**Written task:** Which lines below hold the word "index"? Copy all of them.

**Records supplied:**
[start]

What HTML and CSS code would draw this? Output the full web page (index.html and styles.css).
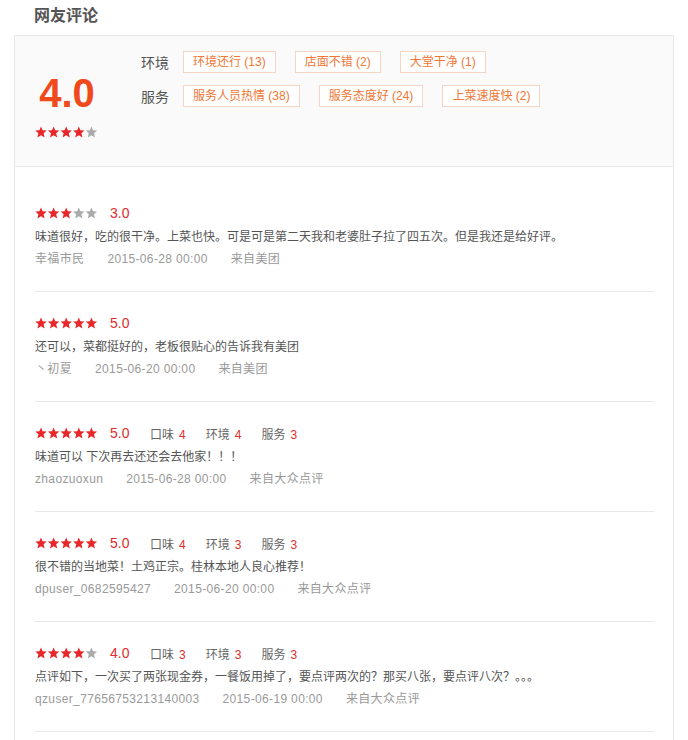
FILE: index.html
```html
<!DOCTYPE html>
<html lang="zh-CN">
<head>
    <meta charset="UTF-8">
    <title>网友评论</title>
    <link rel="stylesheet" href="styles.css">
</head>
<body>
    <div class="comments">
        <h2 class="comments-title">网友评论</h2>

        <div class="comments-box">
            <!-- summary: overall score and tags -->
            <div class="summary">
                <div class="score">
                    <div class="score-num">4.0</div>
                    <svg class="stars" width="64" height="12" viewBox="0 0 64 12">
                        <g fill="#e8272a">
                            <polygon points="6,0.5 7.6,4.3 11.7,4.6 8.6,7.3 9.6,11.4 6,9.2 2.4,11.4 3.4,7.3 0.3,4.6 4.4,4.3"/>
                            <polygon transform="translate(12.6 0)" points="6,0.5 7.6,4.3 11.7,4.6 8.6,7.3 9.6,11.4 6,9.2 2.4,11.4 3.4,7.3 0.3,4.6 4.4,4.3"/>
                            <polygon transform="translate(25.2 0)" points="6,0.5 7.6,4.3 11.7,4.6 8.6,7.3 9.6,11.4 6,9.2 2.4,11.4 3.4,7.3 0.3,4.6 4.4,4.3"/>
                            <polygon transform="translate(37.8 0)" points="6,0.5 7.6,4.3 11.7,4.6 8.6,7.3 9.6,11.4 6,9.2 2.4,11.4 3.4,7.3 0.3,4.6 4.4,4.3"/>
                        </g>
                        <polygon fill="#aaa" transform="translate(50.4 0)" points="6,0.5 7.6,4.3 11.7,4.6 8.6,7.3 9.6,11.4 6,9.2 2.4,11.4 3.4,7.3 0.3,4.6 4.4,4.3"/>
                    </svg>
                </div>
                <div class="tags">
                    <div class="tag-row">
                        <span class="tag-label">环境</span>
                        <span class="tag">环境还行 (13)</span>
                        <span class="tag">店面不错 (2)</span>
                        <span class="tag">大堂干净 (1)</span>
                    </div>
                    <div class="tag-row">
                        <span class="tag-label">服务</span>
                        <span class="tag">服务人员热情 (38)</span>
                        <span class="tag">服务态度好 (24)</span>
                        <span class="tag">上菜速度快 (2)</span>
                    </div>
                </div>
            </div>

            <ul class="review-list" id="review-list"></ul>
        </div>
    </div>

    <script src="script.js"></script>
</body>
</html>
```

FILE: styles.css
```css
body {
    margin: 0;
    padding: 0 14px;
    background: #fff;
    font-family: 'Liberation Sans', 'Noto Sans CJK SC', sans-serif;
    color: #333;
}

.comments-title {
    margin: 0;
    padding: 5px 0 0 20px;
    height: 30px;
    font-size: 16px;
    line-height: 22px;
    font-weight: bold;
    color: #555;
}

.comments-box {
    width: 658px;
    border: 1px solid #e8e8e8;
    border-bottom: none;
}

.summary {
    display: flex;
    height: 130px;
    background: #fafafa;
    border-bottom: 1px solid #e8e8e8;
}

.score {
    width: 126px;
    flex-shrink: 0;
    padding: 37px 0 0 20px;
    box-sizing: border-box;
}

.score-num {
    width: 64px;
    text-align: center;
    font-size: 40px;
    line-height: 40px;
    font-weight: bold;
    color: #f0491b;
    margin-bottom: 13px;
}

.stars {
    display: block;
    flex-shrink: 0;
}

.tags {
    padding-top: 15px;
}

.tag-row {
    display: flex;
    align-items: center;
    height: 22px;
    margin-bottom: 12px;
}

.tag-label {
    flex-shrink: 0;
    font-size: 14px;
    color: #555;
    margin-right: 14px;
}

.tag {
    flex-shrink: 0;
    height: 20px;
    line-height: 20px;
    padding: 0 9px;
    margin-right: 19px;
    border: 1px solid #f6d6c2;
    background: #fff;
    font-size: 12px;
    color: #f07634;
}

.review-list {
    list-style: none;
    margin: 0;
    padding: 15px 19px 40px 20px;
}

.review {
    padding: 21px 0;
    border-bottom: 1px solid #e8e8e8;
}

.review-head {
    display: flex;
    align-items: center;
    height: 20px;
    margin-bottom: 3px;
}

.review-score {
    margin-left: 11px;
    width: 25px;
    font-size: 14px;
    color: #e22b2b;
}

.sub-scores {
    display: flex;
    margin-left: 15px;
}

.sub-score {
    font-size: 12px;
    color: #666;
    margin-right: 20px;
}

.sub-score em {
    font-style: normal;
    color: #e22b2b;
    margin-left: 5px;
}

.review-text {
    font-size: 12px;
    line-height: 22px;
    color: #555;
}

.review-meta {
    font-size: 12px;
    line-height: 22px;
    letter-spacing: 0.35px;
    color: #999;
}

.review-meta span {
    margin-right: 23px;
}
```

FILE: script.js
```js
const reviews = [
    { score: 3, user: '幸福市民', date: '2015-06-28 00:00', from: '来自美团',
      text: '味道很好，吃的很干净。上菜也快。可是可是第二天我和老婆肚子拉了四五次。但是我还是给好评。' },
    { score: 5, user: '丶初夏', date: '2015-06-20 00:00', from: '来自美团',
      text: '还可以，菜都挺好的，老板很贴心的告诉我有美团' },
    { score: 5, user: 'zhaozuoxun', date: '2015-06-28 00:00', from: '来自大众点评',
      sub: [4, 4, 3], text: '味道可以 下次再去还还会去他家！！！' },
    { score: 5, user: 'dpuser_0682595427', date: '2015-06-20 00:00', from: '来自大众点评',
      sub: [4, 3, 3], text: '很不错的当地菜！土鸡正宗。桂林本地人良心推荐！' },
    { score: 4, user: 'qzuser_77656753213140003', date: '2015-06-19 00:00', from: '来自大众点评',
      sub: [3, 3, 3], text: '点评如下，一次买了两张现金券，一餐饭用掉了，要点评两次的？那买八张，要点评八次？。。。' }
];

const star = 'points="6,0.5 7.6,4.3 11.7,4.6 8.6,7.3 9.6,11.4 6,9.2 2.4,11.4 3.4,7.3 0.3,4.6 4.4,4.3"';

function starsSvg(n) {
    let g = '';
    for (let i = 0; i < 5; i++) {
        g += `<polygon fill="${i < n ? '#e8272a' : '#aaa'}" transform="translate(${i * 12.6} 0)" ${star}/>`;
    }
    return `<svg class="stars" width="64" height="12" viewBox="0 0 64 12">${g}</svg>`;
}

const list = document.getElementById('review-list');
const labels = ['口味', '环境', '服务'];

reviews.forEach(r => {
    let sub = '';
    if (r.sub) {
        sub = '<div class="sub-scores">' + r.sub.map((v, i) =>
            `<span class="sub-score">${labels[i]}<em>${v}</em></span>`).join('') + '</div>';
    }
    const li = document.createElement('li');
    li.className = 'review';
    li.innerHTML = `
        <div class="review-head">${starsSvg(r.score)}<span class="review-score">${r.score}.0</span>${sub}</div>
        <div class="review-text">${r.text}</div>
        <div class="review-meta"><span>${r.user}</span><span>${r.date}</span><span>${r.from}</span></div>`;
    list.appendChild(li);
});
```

[end]
[start]

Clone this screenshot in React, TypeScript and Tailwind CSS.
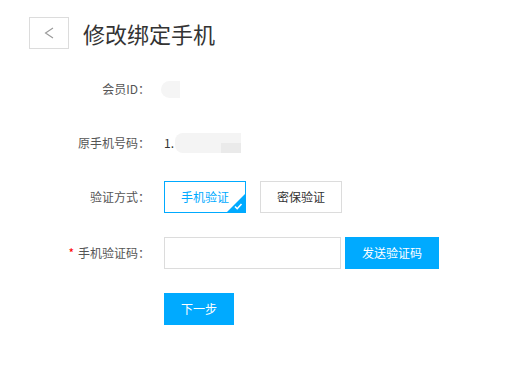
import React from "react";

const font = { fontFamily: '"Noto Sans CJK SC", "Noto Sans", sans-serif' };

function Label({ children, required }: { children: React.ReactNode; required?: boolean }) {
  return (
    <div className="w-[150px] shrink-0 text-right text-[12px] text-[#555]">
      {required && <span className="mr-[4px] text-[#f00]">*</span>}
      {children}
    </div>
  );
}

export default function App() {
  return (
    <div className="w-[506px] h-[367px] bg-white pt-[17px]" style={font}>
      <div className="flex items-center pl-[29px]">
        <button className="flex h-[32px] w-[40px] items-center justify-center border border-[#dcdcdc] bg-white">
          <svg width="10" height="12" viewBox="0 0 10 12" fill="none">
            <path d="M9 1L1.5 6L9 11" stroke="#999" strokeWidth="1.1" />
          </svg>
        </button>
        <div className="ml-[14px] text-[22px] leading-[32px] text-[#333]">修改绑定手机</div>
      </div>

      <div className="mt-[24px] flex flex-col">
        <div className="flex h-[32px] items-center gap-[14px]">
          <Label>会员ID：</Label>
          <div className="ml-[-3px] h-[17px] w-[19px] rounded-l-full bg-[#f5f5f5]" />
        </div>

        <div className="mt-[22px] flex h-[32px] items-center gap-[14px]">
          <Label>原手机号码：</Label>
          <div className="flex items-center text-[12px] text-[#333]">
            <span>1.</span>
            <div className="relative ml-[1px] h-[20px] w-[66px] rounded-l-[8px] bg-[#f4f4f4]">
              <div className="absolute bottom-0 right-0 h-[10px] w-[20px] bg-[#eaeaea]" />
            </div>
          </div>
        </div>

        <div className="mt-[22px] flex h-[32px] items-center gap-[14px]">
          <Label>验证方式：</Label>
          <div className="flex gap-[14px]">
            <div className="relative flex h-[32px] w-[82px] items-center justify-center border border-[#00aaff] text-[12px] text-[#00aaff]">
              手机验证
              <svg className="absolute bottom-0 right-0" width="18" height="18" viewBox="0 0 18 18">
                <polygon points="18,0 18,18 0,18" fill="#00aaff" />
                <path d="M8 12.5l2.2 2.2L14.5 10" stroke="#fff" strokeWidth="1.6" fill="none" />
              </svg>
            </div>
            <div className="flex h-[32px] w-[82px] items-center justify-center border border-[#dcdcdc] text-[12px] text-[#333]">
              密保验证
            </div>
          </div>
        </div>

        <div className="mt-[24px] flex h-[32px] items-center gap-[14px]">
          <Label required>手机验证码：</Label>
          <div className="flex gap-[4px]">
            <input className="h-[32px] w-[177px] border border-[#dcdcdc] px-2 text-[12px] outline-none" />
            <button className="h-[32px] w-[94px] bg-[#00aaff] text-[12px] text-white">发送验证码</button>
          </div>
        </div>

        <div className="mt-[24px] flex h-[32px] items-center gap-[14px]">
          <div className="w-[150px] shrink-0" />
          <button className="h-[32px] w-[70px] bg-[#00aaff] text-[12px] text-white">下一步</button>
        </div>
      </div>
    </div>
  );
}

[end]
[start]

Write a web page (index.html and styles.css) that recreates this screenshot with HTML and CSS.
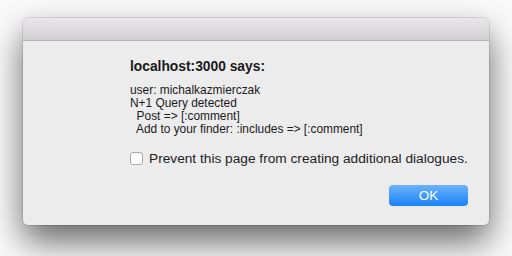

[end]

**Response to the exercise:**
What HTML and CSS code would draw this? Output the full web page (index.html and styles.css).
FILE: index.html
Write a web page (index.html and styles.css) that recreates this screenshot with HTML and CSS.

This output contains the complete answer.